● **Supplied information**:
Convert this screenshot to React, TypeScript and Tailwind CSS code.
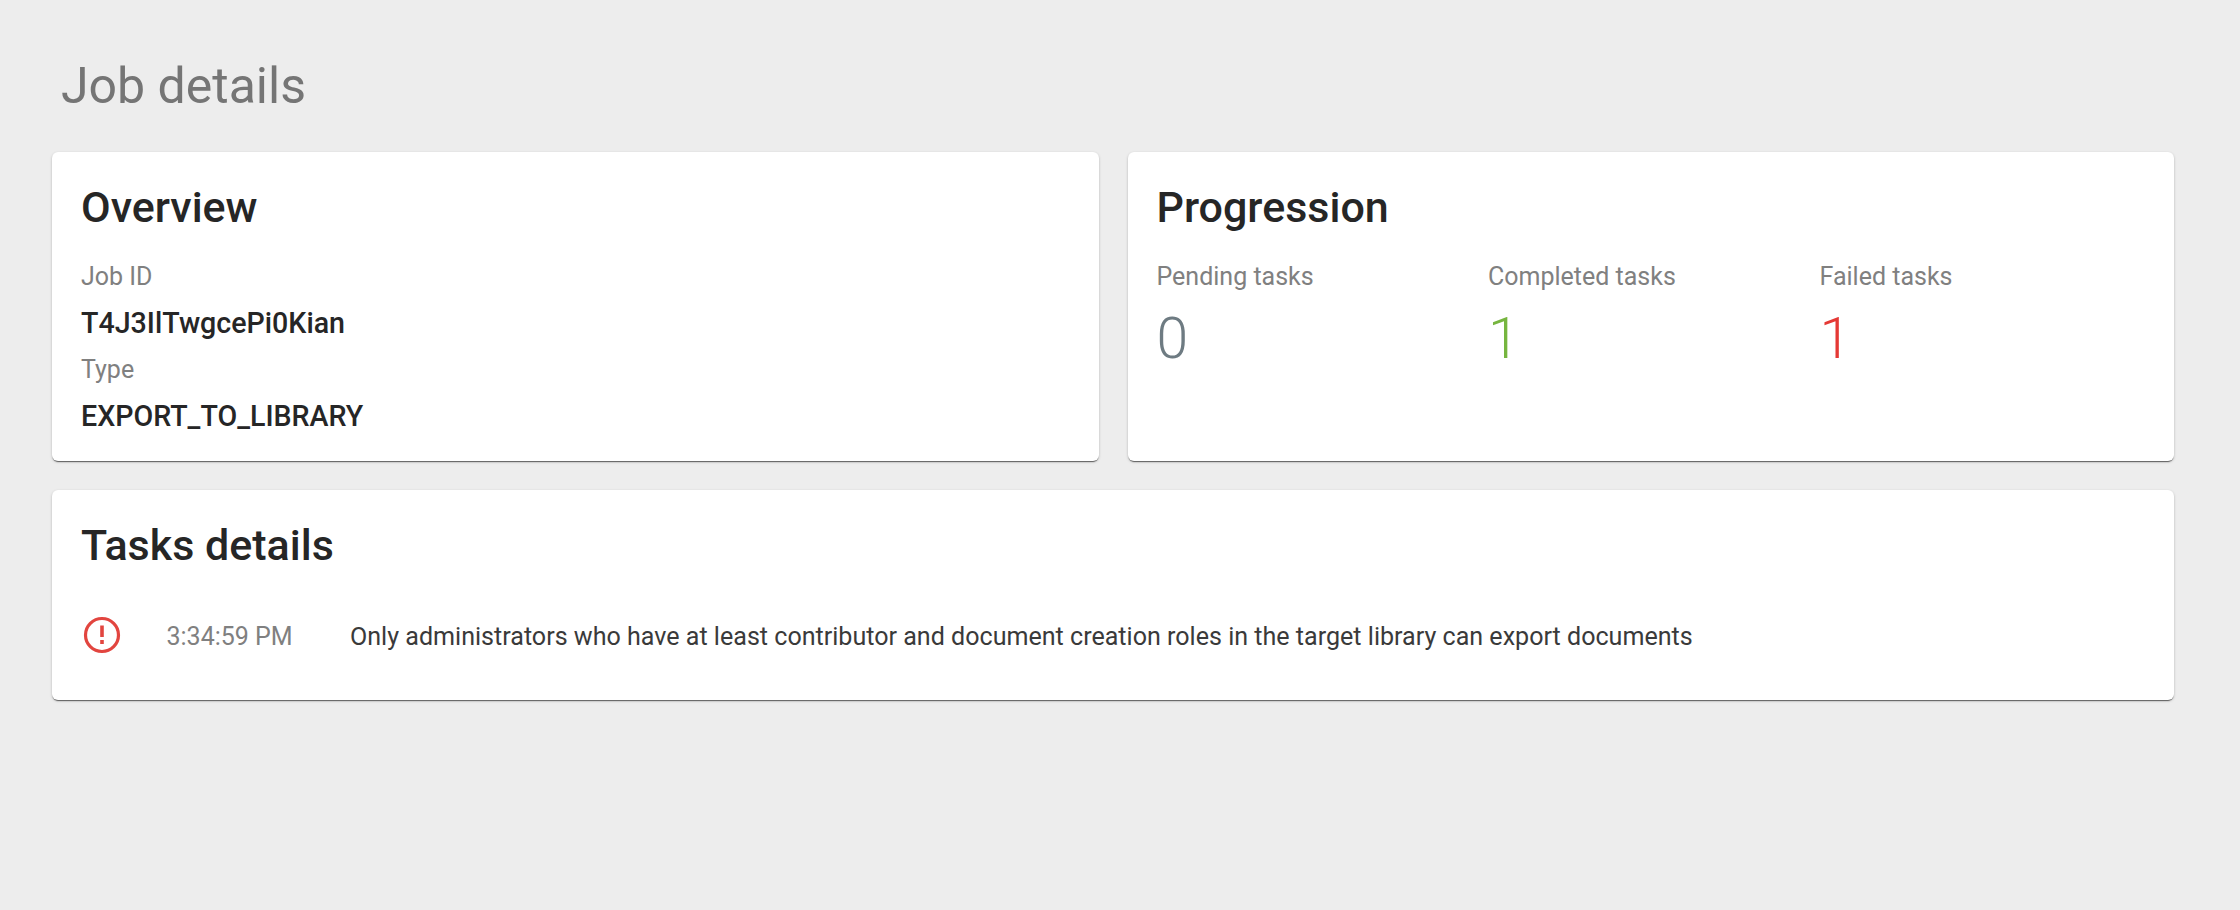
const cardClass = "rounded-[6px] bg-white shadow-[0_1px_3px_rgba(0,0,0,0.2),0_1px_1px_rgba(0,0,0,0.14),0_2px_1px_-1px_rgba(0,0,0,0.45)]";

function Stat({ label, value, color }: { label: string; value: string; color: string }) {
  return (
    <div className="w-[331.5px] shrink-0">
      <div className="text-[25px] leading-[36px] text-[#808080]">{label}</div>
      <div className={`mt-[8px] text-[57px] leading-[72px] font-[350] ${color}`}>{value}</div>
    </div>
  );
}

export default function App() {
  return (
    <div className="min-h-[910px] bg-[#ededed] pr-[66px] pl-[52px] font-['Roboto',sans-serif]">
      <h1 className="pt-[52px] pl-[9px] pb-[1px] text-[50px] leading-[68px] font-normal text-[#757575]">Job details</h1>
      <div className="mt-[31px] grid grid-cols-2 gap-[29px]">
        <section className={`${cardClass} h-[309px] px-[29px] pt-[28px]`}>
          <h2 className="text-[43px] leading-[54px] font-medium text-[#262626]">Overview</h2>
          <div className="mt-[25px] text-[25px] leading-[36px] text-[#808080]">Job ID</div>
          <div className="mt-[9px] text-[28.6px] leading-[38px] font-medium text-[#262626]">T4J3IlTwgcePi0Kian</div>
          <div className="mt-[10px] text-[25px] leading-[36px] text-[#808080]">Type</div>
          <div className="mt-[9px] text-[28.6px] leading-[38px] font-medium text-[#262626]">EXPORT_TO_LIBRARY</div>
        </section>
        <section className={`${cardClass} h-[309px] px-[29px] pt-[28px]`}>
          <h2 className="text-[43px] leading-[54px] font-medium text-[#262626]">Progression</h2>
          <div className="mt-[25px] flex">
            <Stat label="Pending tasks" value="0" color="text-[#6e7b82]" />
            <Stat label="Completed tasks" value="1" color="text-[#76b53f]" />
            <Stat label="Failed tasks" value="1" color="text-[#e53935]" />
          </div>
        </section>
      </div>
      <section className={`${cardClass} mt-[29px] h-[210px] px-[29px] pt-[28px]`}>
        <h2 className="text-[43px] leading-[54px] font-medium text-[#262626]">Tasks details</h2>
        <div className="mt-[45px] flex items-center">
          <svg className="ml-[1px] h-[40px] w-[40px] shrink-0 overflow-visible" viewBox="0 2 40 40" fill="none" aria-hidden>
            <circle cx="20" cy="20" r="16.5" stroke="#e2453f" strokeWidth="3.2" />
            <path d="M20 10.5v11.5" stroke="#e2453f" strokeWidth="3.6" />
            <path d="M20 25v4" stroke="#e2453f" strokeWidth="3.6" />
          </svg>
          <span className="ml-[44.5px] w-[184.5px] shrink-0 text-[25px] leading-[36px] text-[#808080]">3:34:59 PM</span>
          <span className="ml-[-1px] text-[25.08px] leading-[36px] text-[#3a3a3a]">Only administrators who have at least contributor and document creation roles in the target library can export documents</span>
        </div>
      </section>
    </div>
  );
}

● **Written instruction**: Reproduce the listing above exactly, excluding all pictures.

● **In response**:
Convert this screenshot to React, TypeScript and Tailwind CSS code.
const cardClass = "rounded-[6px] bg-white shadow-[0_1px_3px_rgba(0,0,0,0.2),0_1px_1px_rgba(0,0,0,0.14),0_2px_1px_-1px_rgba(0,0,0,0.45)]";

function Stat({ label, value, color }: { label: string; value: string; color: string }) {
  return (
    <div className="w-[331.5px] shrink-0">
      <div className="text-[25px] leading-[36px] text-[#808080]">{label}</div>
      <div className={`mt-[8px] text-[57px] leading-[72px] font-[350] ${color}`}>{value}</div>
    </div>
  );
}

export default function App() {
  return (
    <div className="min-h-[910px] bg-[#ededed] pr-[66px] pl-[52px] font-['Roboto',sans-serif]">
      <h1 className="pt-[52px] pl-[9px] pb-[1px] text-[50px] leading-[68px] font-normal text-[#757575]">Job details</h1>
      <div className="mt-[31px] grid grid-cols-2 gap-[29px]">
        <section className={`${cardClass} h-[309px] px-[29px] pt-[28px]`}>
          <h2 className="text-[43px] leading-[54px] font-medium text-[#262626]">Overview</h2>
          <div className="mt-[25px] text-[25px] leading-[36px] text-[#808080]">Job ID</div>
          <div className="mt-[9px] text-[28.6px] leading-[38px] font-medium text-[#262626]">T4J3IlTwgcePi0Kian</div>
          <div className="mt-[10px] text-[25px] leading-[36px] text-[#808080]">Type</div>
          <div className="mt-[9px] text-[28.6px] leading-[38px] font-medium text-[#262626]">EXPORT_TO_LIBRARY</div>
        </section>
        <section className={`${cardClass} h-[309px] px-[29px] pt-[28px]`}>
          <h2 className="text-[43px] leading-[54px] font-medium text-[#262626]">Progression</h2>
          <div className="mt-[25px] flex">
            <Stat label="Pending tasks" value="0" color="text-[#6e7b82]" />
            <Stat label="Completed tasks" value="1" color="text-[#76b53f]" />
            <Stat label="Failed tasks" value="1" color="text-[#e53935]" />
          </div>
        </section>
      </div>
      <section className={`${cardClass} mt-[29px] h-[210px] px-[29px] pt-[28px]`}>
        <h2 className="text-[43px] leading-[54px] font-medium text-[#262626]">Tasks details</h2>
        <div className="mt-[45px] flex items-center">
          <svg className="ml-[1px] h-[40px] w-[40px] shrink-0 overflow-visible" viewBox="0 2 40 40" fill="none" aria-hidden>
            <circle cx="20" cy="20" r="16.5" stroke="#e2453f" strokeWidth="3.2" />
            <path d="M20 10.5v11.5" stroke="#e2453f" strokeWidth="3.6" />
            <path d="M20 25v4" stroke="#e2453f" strokeWidth="3.6" />
          </svg>
          <span className="ml-[44.5px] w-[184.5px] shrink-0 text-[25px] leading-[36px] text-[#808080]">3:34:59 PM</span>
          <span className="ml-[-1px] text-[25.08px] leading-[36px] text-[#3a3a3a]">Only administrators who have at least contributor and document creation roles in the target library can export documents</span>
        </div>
      </section>
    </div>
  );
}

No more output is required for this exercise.